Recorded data

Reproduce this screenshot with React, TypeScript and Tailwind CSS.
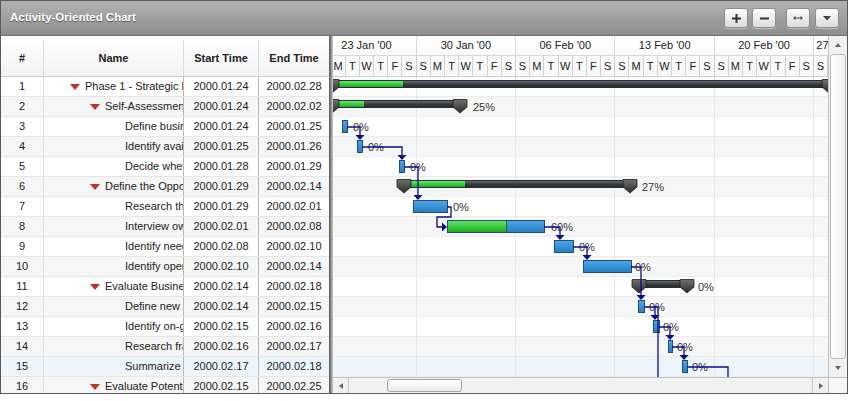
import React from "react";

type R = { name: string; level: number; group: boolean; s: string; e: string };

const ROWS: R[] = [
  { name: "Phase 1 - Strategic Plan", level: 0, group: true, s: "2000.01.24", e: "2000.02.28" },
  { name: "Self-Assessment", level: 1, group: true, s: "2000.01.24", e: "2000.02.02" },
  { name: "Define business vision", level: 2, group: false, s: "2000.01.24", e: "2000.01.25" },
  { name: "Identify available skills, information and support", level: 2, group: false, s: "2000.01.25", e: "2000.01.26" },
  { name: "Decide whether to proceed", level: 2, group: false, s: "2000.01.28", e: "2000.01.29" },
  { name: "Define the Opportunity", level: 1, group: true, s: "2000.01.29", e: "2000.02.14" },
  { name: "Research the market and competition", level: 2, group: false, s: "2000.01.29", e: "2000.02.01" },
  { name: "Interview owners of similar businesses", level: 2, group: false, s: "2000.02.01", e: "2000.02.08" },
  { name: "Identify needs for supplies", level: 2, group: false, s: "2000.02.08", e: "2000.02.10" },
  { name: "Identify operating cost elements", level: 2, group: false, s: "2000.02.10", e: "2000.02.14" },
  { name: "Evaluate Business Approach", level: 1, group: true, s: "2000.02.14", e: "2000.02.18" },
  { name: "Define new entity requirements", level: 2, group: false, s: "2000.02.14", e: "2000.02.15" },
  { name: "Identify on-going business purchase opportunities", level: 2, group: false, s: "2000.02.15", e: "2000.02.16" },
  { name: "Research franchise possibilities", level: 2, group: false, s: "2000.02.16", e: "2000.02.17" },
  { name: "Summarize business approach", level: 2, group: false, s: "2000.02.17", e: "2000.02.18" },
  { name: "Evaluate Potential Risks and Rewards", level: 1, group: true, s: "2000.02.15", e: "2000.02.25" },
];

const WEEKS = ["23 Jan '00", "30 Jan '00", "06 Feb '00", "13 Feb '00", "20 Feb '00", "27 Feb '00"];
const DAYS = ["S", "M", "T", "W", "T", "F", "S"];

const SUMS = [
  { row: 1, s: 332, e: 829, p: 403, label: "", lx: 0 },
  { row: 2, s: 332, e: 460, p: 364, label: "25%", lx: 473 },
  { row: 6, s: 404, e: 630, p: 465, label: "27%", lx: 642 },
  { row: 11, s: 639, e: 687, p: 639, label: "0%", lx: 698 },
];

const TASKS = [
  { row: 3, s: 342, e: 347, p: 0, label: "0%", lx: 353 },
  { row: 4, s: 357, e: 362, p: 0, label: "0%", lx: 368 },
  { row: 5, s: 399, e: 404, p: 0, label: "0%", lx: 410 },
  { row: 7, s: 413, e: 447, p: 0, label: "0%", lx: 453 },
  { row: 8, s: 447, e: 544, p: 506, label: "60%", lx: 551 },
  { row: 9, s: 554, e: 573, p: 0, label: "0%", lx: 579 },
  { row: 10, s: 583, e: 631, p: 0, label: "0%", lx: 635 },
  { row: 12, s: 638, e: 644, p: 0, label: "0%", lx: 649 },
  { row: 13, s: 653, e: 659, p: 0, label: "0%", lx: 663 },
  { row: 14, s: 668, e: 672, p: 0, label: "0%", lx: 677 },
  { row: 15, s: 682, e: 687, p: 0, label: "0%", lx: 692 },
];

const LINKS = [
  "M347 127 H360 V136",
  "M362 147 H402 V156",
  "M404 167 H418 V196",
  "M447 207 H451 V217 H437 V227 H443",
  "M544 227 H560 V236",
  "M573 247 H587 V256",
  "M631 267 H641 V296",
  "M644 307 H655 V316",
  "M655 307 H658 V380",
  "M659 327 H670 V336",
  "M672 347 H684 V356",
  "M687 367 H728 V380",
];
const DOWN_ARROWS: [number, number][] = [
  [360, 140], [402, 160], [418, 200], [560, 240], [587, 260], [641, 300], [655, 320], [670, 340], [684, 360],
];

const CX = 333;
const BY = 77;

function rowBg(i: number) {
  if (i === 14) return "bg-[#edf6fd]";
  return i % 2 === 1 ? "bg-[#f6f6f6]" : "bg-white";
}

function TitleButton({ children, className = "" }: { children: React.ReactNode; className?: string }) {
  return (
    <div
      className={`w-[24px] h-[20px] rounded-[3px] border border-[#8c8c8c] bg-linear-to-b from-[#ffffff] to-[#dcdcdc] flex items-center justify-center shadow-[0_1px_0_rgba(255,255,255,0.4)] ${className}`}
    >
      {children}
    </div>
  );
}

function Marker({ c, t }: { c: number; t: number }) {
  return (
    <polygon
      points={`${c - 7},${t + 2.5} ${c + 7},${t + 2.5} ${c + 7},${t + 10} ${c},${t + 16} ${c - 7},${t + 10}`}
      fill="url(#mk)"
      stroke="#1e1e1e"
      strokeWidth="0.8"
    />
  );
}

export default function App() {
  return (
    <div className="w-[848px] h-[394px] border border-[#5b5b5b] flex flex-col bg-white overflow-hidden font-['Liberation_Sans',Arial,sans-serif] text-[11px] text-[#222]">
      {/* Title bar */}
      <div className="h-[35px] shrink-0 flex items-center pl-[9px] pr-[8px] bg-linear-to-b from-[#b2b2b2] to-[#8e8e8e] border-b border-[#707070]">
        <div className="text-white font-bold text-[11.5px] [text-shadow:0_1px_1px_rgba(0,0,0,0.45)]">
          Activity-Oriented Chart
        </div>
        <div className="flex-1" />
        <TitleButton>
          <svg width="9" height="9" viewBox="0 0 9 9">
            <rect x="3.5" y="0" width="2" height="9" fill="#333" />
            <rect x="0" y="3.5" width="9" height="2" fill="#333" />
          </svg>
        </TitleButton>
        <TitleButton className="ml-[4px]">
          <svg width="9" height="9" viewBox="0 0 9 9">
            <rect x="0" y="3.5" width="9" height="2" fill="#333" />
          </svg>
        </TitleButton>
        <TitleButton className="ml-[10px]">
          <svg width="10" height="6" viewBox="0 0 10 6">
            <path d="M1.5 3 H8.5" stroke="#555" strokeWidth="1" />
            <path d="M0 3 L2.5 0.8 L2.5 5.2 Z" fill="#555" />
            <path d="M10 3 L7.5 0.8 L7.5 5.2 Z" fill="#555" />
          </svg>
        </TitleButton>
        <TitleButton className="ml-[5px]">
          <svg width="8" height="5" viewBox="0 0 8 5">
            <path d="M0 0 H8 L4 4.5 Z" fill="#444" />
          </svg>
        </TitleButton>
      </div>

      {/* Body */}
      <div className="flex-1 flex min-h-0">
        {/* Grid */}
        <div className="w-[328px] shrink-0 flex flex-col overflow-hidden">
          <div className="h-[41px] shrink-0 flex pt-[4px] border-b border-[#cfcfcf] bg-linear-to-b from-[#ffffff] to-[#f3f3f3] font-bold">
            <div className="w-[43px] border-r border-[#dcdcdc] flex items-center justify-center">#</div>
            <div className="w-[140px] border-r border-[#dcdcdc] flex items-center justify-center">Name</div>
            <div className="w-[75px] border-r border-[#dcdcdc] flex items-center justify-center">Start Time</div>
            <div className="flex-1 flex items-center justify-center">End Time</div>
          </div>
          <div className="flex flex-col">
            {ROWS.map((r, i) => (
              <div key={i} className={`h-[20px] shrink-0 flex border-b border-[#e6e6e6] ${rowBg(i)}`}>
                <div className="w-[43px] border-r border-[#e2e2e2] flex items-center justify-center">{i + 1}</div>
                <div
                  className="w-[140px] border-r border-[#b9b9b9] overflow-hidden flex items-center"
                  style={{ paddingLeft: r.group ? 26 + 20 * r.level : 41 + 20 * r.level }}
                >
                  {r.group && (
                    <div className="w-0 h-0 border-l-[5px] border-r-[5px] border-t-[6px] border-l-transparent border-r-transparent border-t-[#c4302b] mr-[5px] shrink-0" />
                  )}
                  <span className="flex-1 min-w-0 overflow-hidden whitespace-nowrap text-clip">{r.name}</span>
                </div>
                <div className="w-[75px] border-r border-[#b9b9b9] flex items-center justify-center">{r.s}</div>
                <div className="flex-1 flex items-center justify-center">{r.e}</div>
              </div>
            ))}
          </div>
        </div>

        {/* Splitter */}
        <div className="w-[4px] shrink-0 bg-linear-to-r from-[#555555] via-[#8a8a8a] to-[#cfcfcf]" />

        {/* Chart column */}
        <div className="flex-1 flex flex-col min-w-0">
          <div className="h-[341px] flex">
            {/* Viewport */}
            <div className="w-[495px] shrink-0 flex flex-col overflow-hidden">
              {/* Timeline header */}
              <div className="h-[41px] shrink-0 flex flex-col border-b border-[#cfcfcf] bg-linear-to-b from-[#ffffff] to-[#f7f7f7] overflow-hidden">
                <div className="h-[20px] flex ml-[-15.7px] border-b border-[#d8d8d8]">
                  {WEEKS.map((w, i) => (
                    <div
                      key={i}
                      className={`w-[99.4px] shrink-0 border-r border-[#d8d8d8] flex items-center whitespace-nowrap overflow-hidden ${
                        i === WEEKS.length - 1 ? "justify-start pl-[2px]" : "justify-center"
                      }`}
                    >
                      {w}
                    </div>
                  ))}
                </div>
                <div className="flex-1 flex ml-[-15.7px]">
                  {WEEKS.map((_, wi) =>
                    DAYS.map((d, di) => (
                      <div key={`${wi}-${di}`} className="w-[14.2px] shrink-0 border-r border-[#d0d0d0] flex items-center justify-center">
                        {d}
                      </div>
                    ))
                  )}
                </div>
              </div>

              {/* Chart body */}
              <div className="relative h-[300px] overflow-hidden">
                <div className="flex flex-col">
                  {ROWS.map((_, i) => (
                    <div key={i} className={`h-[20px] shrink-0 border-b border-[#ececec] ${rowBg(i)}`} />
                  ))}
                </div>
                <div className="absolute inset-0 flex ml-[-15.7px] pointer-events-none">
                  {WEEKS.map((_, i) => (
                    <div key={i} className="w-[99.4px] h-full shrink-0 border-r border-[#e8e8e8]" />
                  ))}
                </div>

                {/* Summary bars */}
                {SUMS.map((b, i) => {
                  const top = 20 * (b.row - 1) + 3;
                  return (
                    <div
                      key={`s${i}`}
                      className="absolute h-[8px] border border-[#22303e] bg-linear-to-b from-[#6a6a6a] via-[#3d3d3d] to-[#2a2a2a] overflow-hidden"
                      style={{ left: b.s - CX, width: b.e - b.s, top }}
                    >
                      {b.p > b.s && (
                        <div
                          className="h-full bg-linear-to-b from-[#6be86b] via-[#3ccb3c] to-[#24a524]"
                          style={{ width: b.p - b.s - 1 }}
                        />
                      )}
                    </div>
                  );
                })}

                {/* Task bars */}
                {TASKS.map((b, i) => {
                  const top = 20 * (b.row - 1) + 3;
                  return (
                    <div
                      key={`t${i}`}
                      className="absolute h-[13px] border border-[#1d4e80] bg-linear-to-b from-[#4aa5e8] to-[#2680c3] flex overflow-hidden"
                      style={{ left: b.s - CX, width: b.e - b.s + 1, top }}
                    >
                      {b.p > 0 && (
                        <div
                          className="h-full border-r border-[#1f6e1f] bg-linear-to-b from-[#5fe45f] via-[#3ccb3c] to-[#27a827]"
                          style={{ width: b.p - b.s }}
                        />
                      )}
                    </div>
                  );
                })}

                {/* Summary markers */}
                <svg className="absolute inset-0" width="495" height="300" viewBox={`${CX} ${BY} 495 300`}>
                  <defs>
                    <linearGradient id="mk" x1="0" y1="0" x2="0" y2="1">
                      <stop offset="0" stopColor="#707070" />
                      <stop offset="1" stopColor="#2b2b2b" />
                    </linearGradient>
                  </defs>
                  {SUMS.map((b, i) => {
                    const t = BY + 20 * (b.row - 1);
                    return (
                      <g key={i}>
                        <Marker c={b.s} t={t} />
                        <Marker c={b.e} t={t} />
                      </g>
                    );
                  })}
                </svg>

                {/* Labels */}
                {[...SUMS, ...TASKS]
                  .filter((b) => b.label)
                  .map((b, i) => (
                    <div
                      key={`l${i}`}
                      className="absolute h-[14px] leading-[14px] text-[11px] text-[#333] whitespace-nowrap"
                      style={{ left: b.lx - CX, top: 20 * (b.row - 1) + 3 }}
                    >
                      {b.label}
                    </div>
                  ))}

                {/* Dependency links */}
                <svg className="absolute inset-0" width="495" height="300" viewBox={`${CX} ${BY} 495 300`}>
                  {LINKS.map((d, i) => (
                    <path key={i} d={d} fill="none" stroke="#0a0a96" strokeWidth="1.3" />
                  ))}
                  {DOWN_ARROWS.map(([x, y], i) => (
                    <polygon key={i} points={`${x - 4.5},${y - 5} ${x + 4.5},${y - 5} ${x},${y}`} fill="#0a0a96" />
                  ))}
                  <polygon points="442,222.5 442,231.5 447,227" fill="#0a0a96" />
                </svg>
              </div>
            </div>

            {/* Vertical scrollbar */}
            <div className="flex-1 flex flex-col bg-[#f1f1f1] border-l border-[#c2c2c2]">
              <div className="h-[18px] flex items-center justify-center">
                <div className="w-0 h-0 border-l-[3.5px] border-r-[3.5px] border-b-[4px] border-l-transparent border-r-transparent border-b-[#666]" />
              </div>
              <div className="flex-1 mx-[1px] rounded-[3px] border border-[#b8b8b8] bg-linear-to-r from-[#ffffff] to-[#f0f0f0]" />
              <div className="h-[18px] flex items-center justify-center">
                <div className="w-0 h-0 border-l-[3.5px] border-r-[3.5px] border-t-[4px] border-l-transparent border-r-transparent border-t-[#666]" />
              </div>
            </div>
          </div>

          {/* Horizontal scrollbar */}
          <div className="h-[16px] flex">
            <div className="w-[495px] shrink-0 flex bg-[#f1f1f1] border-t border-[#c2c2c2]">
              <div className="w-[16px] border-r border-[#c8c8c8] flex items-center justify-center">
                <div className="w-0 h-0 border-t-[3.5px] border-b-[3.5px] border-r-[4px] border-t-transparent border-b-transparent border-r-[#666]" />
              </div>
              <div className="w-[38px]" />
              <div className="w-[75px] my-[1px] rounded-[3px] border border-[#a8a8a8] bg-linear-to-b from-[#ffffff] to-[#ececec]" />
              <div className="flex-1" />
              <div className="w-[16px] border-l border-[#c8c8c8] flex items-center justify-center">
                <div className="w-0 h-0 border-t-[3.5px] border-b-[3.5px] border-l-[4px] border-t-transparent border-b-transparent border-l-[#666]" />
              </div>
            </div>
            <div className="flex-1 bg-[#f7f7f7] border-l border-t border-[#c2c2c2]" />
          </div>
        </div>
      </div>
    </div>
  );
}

==

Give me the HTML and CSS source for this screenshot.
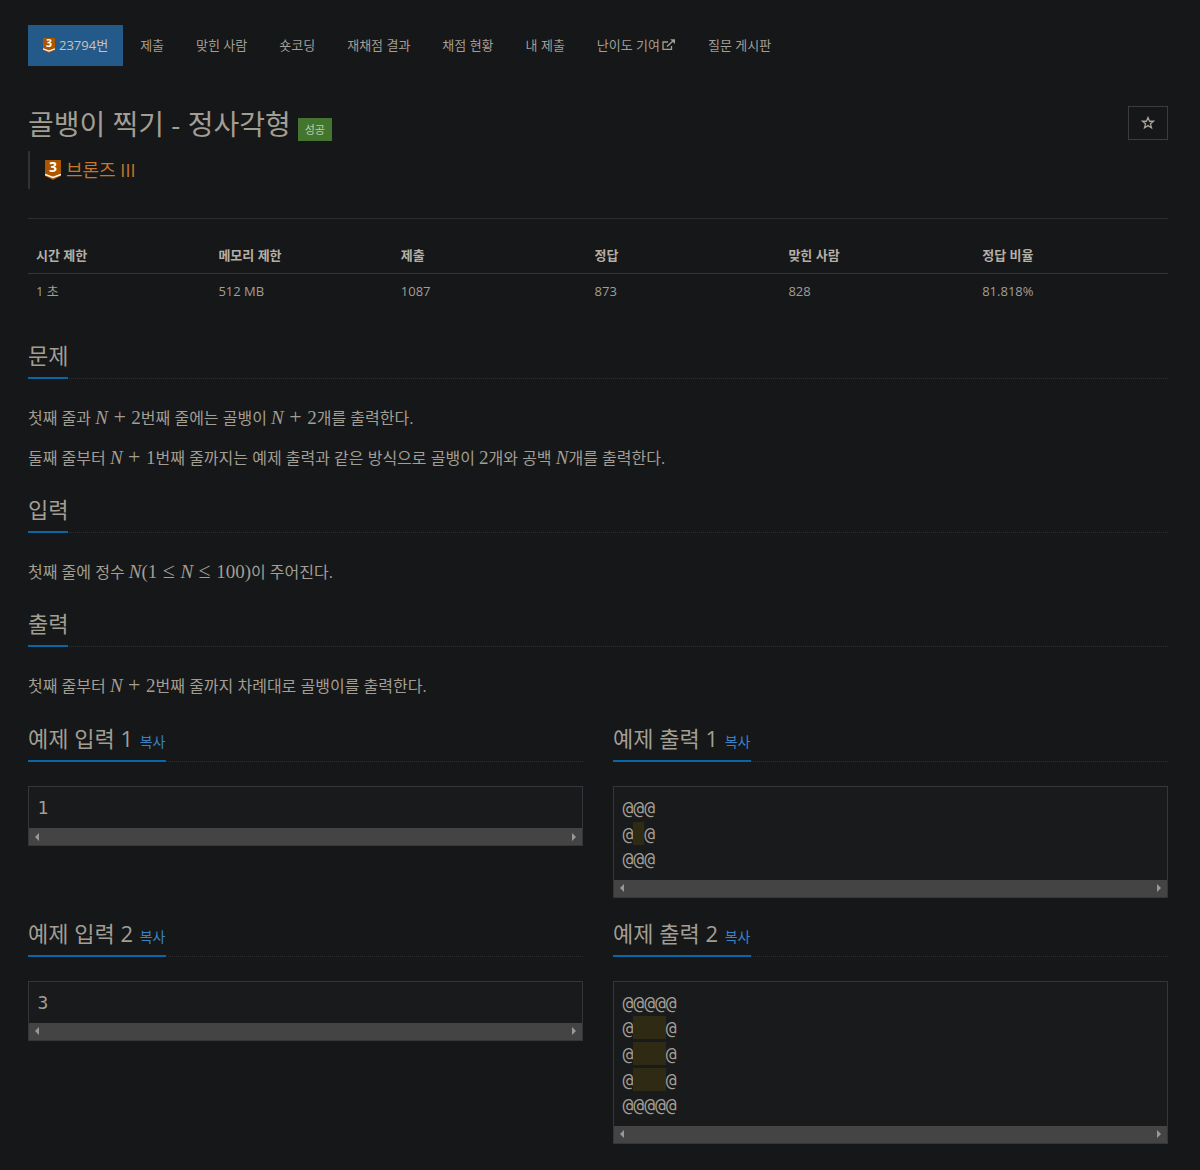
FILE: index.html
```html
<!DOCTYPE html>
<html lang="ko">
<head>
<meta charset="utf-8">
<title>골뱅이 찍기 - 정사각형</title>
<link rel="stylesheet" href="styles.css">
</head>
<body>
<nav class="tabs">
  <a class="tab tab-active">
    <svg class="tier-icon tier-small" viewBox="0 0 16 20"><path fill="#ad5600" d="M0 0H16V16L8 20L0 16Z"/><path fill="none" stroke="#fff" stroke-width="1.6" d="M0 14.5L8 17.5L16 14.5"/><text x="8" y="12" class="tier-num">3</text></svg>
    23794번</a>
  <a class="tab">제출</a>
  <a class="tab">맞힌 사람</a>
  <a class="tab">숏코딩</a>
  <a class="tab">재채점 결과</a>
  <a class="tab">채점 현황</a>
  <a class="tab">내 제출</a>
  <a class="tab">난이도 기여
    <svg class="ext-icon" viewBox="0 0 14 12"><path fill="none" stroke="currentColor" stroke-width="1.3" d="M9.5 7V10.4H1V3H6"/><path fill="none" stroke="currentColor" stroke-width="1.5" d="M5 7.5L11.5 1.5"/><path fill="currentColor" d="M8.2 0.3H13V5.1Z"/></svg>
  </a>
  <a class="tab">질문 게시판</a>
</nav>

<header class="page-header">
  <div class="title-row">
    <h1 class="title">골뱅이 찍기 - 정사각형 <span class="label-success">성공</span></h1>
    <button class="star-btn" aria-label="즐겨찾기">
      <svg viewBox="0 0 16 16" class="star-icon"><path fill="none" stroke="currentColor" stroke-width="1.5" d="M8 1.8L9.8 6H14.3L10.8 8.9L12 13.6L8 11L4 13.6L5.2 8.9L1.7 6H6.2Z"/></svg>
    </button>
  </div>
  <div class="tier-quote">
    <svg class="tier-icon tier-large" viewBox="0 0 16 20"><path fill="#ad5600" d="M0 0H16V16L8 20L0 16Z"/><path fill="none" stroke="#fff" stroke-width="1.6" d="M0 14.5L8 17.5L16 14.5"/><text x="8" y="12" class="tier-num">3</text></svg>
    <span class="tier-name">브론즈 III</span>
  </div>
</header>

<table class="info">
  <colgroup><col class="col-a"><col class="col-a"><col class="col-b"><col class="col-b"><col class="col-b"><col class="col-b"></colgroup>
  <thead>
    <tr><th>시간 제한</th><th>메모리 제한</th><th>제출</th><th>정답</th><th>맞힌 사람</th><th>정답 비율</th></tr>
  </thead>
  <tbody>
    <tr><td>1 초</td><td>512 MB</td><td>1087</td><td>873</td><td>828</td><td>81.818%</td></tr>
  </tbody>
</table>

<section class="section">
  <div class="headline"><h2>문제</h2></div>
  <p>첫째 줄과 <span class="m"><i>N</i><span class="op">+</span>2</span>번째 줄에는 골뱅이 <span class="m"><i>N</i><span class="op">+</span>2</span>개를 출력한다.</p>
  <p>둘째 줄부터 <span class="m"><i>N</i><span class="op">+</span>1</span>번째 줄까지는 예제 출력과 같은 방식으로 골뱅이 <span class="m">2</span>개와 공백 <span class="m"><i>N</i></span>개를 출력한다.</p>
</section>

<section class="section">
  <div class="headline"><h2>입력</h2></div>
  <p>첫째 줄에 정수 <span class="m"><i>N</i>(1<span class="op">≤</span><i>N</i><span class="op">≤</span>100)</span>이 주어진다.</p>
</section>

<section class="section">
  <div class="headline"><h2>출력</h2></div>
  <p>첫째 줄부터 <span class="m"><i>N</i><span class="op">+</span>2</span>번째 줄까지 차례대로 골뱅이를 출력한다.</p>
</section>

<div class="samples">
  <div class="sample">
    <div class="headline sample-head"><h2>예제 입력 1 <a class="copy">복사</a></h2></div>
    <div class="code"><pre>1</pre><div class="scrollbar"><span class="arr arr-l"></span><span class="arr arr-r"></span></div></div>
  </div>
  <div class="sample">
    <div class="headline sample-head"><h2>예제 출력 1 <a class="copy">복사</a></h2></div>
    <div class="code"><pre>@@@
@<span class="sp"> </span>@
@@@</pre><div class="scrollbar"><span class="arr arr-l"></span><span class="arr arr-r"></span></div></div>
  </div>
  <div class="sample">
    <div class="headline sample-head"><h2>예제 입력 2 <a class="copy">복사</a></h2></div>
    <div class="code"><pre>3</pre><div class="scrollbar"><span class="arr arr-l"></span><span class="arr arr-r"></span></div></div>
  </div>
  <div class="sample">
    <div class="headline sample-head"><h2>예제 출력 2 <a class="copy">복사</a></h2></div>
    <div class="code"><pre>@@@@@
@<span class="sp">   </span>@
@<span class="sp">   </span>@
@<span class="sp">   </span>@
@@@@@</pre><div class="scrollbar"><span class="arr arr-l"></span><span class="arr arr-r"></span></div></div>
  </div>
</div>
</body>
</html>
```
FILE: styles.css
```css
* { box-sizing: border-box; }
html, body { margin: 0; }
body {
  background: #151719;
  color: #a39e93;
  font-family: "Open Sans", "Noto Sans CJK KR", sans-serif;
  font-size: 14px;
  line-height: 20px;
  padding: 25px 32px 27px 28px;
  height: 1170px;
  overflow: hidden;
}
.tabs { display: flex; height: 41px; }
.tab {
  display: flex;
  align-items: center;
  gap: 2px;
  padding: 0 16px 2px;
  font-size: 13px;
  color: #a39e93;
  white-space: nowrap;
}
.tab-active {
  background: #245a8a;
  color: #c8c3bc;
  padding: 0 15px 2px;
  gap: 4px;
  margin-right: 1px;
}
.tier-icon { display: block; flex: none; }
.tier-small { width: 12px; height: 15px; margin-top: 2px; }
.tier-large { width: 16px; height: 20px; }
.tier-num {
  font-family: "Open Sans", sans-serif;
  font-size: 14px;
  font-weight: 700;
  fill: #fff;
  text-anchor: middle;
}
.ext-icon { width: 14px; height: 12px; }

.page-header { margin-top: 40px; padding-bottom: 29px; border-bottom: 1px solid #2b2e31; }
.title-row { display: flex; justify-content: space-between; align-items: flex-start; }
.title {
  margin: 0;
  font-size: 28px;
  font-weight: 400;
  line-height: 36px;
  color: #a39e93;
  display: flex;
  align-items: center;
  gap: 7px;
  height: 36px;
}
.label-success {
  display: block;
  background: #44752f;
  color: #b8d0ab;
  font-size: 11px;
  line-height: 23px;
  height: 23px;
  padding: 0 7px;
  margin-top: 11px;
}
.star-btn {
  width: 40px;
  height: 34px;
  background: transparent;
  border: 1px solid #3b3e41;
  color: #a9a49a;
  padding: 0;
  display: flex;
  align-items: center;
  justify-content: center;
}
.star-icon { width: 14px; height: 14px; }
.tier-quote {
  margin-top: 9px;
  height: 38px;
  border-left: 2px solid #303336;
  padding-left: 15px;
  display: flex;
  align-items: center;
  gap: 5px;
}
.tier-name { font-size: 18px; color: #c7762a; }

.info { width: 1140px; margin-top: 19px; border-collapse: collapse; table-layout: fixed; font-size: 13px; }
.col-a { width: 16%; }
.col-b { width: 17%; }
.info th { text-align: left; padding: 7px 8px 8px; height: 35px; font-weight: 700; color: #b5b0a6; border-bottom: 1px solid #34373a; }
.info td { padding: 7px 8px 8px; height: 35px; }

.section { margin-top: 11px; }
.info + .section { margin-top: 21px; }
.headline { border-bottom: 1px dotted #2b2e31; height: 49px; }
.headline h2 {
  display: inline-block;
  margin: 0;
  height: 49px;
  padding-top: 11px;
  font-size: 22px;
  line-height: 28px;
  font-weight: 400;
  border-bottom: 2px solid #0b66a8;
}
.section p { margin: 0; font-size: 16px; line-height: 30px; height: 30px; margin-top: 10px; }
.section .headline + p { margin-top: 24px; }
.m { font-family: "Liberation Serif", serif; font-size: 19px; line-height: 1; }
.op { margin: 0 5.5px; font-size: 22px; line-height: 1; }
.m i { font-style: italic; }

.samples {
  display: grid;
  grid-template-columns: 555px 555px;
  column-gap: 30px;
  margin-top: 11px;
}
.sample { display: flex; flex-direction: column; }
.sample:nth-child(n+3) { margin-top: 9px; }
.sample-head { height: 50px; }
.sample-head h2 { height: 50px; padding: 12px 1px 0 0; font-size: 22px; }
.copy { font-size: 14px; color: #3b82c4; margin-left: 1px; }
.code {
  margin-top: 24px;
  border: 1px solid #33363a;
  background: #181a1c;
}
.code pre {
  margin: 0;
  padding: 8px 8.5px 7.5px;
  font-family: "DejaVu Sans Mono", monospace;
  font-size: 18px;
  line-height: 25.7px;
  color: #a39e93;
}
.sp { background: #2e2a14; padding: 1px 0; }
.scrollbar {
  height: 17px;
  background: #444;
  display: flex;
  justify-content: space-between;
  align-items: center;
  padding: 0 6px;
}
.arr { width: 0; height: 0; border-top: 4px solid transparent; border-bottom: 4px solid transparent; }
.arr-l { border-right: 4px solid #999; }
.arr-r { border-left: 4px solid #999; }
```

CHALLENGE: Every line from the one containing "Reproduce this screenshot" through the one containing "string; level: number;" should be quoted exactly, and no other lines; keep pictures out of the copy.

OUTPUT FOR THIS EXERCISE:
Reproduce this screenshot with React, TypeScript and Tailwind CSS.
import React from "react";

type R = { name: string; level: number; group: boolean; s: string; e: string };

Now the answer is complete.